**What you are asked to do**
Wherever the word "with" shows up in a line, please copy that line.

**Record list**

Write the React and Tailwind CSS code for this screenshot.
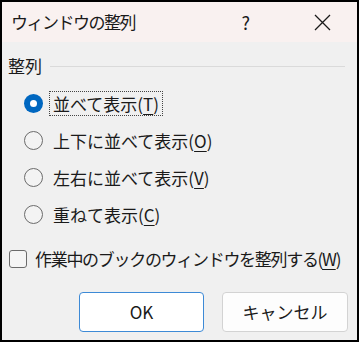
import React from 'react';

const font = { fontFamily: '"Noto Sans CJK JP", "Noto Sans", sans-serif' };

const Radio = ({ checked, label, hotkey, focused }) => (
    <div className="flex items-center h-[37px] pl-[22px]">
        {checked ? (
            <div className="w-[19px] h-[19px] rounded-full bg-[#0067c0] flex items-center justify-center">
                <div className="w-[7px] h-[7px] rounded-full bg-white" />
            </div>
        ) : (
            <div className="w-[19px] h-[19px] rounded-full border border-[#6b6b6b] bg-[#f3f3f3]" />
        )}
        <div
            className={`ml-[6px] px-[3px] h-[25px] flex items-center text-[17px] text-[#1a1a1a] whitespace-nowrap ${
                focused ? 'border border-dotted border-[#444]' : 'border border-transparent'
            }`}
        >
            <span>{label}(</span>
            <span className="underline underline-offset-[3px]">{hotkey}</span>
            <span>)</span>
        </div>
    </div>
);

export default function App() {
    return (
        <div className="w-[360px] h-[343px] bg-white" style={font}>
            <div className="w-[359px] h-[342px] border-2 border-black flex flex-col bg-[#f0f0f0]">
                {/* Title bar */}
                <div className="h-[40px] bg-[#f9f1f0] flex items-center pl-[9px] text-[#1a1a1a]">
                    <span className="text-[17px] tracking-[-1.5px]">ウィンドウの整列</span>
                    <span className="ml-auto mr-[64px] text-[18px]">?</span>
                    <svg width="17" height="17" viewBox="0 0 17 17" className="mr-[26px]">
                        <path d="M1 1 L16 16 M16 1 L1 16" stroke="#1a1a1a" strokeWidth="1.3" fill="none" />
                    </svg>
                </div>

                {/* Body */}
                <div className="flex-1 flex flex-col">
                    <div className="mt-[12px] h-[24px] flex items-center pl-[6px] pr-[12px]">
                        <span className="text-[17px] text-[#1a1a1a]">整列</span>
                        <div className="flex-1 h-px bg-[#dadada] ml-[8px]" />
                    </div>

                    <div className="mt-[7px] flex flex-col">
                        <Radio checked focused label="並べて表示" hotkey="T" />
                        <Radio label="上下に並べて表示" hotkey="O" />
                        <Radio label="左右に並べて表示" hotkey="V" />
                        <Radio label="重ねて表示" hotkey="C" />
                    </div>

                    <div className="mt-[7px] h-[37px] flex items-center pl-[7px]">
                        <div className="w-[18px] h-[18px] rounded-[3px] border border-[#6b6b6b] bg-[#f5f5f5]" />
                        <div className="ml-[8px] text-[17px] tracking-[-1.3px] text-[#1a1a1a] whitespace-nowrap">
                            <span>作業中のブックのウィンドウを整列する(</span>
                            <span className="underline underline-offset-[3px]">W</span>
                            <span>)</span>
                        </div>
                    </div>

                    <div className="mt-[15px] flex justify-end gap-[18px] pr-[9px]">
                        <button className="w-[125px] h-[40px] rounded-[4px] border border-[#3d8ad6] bg-white text-[17px] text-[#1a1a1a]">
                            OK
                        </button>
                        <button className="w-[126px] h-[40px] rounded-[4px] border border-[#d3d3d3] bg-[#fdfdfd] text-[17px] text-[#1a1a1a]">
                            キャンセル
                        </button>
                    </div>
                </div>
            </div>
        </div>
    );
}
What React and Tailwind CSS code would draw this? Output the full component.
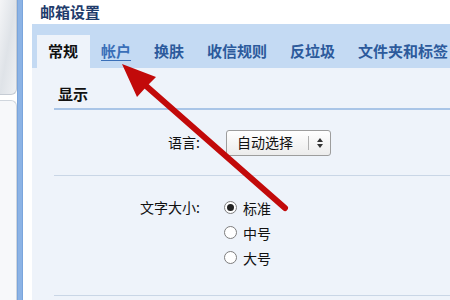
const font = { fontFamily: '"Noto Sans CJK SC", "Noto Sans", sans-serif' };

function Radio({ checked, label }) {
  return (
    <div className="flex items-center h-[25px]">
      <span className="w-[13px] h-[13px] rounded-full border border-[#7d7d7d] bg-white flex items-center justify-center">
        {checked && <span className="w-[7px] h-[7px] rounded-full bg-[#222]" />}
      </span>
      <span className="ml-[6px] text-[14px] text-[#111] leading-none">{label}</span>
    </div>
  );
}

function Arrow() {
  return (
    <svg className="absolute left-0 top-0 pointer-events-none" width="450" height="300" viewBox="0 0 450 300">
      <line x1="285" y1="208" x2="145" y2="85" stroke="#c20a0a" strokeWidth="6" strokeLinecap="round" />
      <polygon points="122,64 156,77 147,86 137,97" fill="#c20a0a" />
    </svg>
  );
}

export default function App() {
  const tabs = ['常规', '帐户', '换肤', '收信规则', '反垃圾', '文件夹和标签'];
  return (
    <div className="relative w-[450px] h-[300px] overflow-hidden bg-white flex" style={font}>
      <div className="w-[17px] shrink-0 flex flex-col">
        <div className="h-[95px] rounded-br-[6px] border-r border-b border-[#c6ccd4] bg-gradient-to-br from-[#f4f5f7] via-[#dfe3e8] to-[#eef0f3]" />
        <div className="mt-[5px] flex-1 rounded-tr-[6px] border-r border-t border-[#d0d6dd] bg-[#f7f8fa]" />
      </div>
      <div className="w-[6px] shrink-0 bg-[#8cb3e5] border-x border-[#7aa5dc]" />
      <div className="w-[9px] shrink-0 bg-white" />
      <div className="flex-1 min-w-0 flex flex-col">
        <div className="h-[24px] shrink-0 flex items-center pl-[8px] text-[15px] font-bold text-[#1f3c6c]">邮箱设置</div>
        <div className="h-[44px] shrink-0 bg-[#c4daf3] flex items-end pl-[5px]">
          {tabs.map((t, i) => (
            <div
              key={t}
              className={
                i === 0
                  ? 'h-[33px] shrink-0 pl-[11px] pr-[12px] flex items-center bg-[#eef3fa] text-[15px] font-bold text-[#111] whitespace-nowrap'
                  : 'h-[33px] shrink-0 pl-[11px] pr-[12px] flex items-center text-[15px] font-bold text-[#2c5a9c] whitespace-nowrap'
              }
            >
              {i === 1 ? <span className="underline underline-offset-[3px] text-[#3a6fb8]">{t}</span> : t}
            </div>
          ))}
        </div>
        <div className="flex-1 bg-[#eef3fa] pl-[22px]">
          <div className="h-[42px] flex items-end pl-[4px] pb-[3px] text-[15px] font-bold text-[#111] border-b-2 border-[#a9c5e7]">显示</div>
          <div className="h-[66px] flex items-center border-b border-[#c9d6e6]">
            <div className="w-[146px] text-right text-[14px] text-[#111]">语言:</div>
            <div className="ml-[26px] w-[105px] h-[26px] rounded-[3px] border border-[#9d9d9d] bg-gradient-to-b from-white to-[#ececec] flex items-center">
              <span className="pl-[10px] text-[14px] text-[#111] flex-1">自动选择</span>
              <span className="w-px h-[14px] bg-[#b0b0b0]" />
              <span className="w-[21px] flex flex-col items-center justify-center gap-[2px]">
                <svg width="6" height="4" viewBox="0 0 6 4"><path d="M0 4 L3 0 L6 4 Z" fill="#333" /></svg>
                <svg width="6" height="4" viewBox="0 0 6 4"><path d="M0 0 L3 4 L6 0 Z" fill="#333" /></svg>
              </span>
            </div>
          </div>
          <div className="h-[120px] flex items-start pt-[19px] border-b border-[#c9d6e6]">
            <div className="w-[146px] h-[25px] flex items-center justify-end text-[14px] text-[#111]">文字大小:</div>
            <div className="ml-[24px] flex flex-col">
              <Radio checked label="标准" />
              <Radio label="中号" />
              <Radio label="大号" />
            </div>
          </div>
        </div>
      </div>
      <Arrow />
    </div>
  );
}
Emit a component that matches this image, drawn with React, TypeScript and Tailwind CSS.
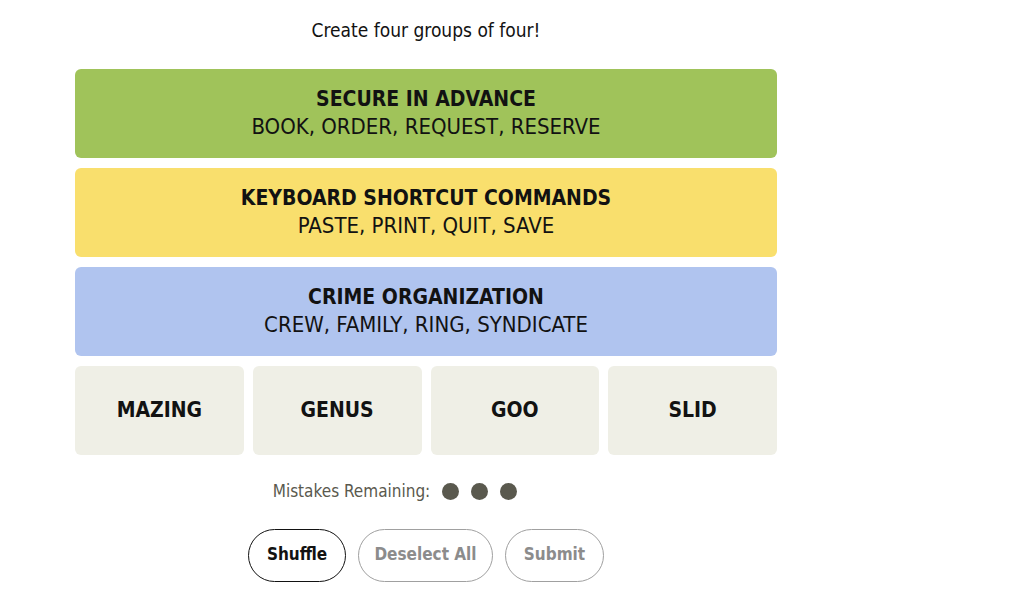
import React from "react";

const FONT = "font-['Liberation_Sans_Narrow','DejaVu_Sans_Condensed',sans-serif]";

const solved = [
  { title: "SECURE IN ADVANCE", words: "BOOK, ORDER, REQUEST, RESERVE", bg: "bg-[#a0c35a]" },
  { title: "KEYBOARD SHORTCUT COMMANDS", words: "PASTE, PRINT, QUIT, SAVE", bg: "bg-[#f9df6d]" },
  { title: "CRIME ORGANIZATION", words: "CREW, FAMILY, RING, SYNDICATE", bg: "bg-[#b0c4ef]" },
];

const remaining = ["MAZING", "GENUS", "GOO", "SLID"];

const App: React.FC = () => {
  return (
    <div className={`min-h-screen bg-white text-[#121212] ${FONT}`}>
      <div className="w-[852px] flex flex-col items-center pt-[18px]">
        <p className="text-[19px] leading-6">Create four groups of four!</p>

        {/* Board */}
        <div className="mt-[27px] w-[702px] flex flex-col gap-[10px]">
          {solved.map((g) => (
            <div
              key={g.title}
              className={`h-[89px] rounded-md ${g.bg} flex flex-col items-center justify-center pb-[2px]`}
            >
              <div className="text-[21px] font-bold leading-[28px]">{g.title}</div>
              <div className="text-[22px] leading-[28px]">{g.words}</div>
            </div>
          ))}
          <div className="grid grid-cols-4 gap-[9px]">
            {remaining.map((w) => (
              <div
                key={w}
                className="h-[89px] rounded-md bg-[#efefe6] flex items-center justify-center text-[21px] font-bold"
              >
                {w}
              </div>
            ))}
          </div>
        </div>

        {/* Mistakes */}
        <div className="mt-[24px] pr-[62px] flex items-center gap-3">
          <span className="text-[17px] text-[#5a594e]">Mistakes Remaining:</span>
          <div className="flex gap-3">
            <span className="w-[17px] h-[17px] rounded-full bg-[#5a594e]" />
            <span className="w-[17px] h-[17px] rounded-full bg-[#5a594e]" />
            <span className="w-[17px] h-[17px] rounded-full bg-[#5a594e]" />
          </div>
        </div>

        {/* Controls */}
        <div className="mt-[24px] flex gap-3">
          <button className="h-[53px] w-[98px] rounded-full border border-[#121212] text-[17px] font-bold text-[#121212]">
            Shuffle
          </button>
          <button className="h-[53px] w-[135px] rounded-full border border-[#a0a0a0] text-[17px] font-bold text-[#8c8c8c]">
            Deselect All
          </button>
          <button className="h-[53px] w-[99px] rounded-full border border-[#a0a0a0] text-[17px] font-bold text-[#8c8c8c]">
            Submit
          </button>
        </div>
      </div>
    </div>
  );
};

export default App;
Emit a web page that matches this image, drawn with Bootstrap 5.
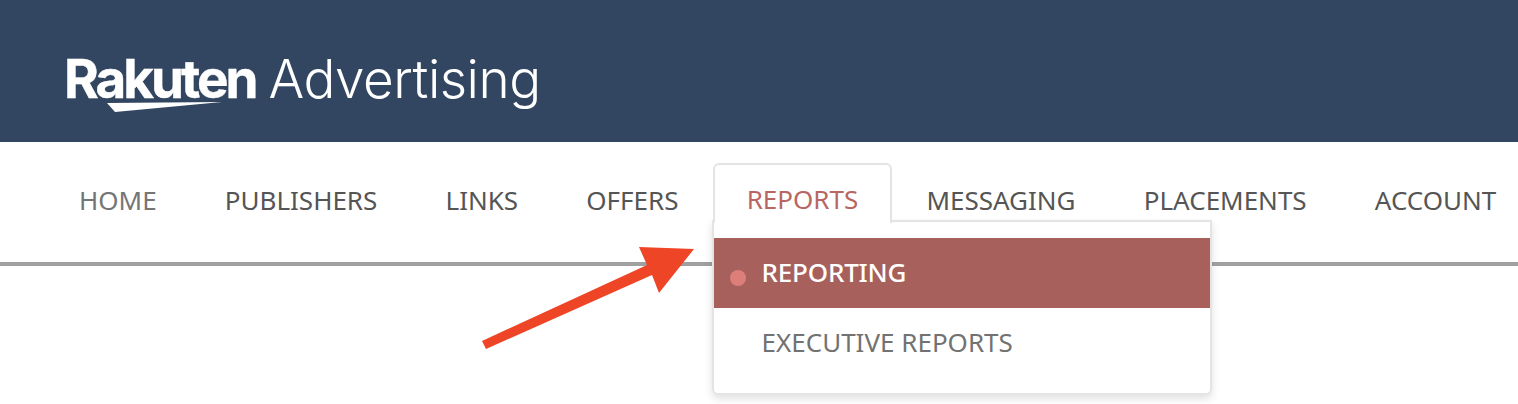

**Written reply**
Emit a component that matches this image, drawn with React, TypeScript and Tailwind CSS.
Emit a web page that matches this image, drawn with Bootstrap 5.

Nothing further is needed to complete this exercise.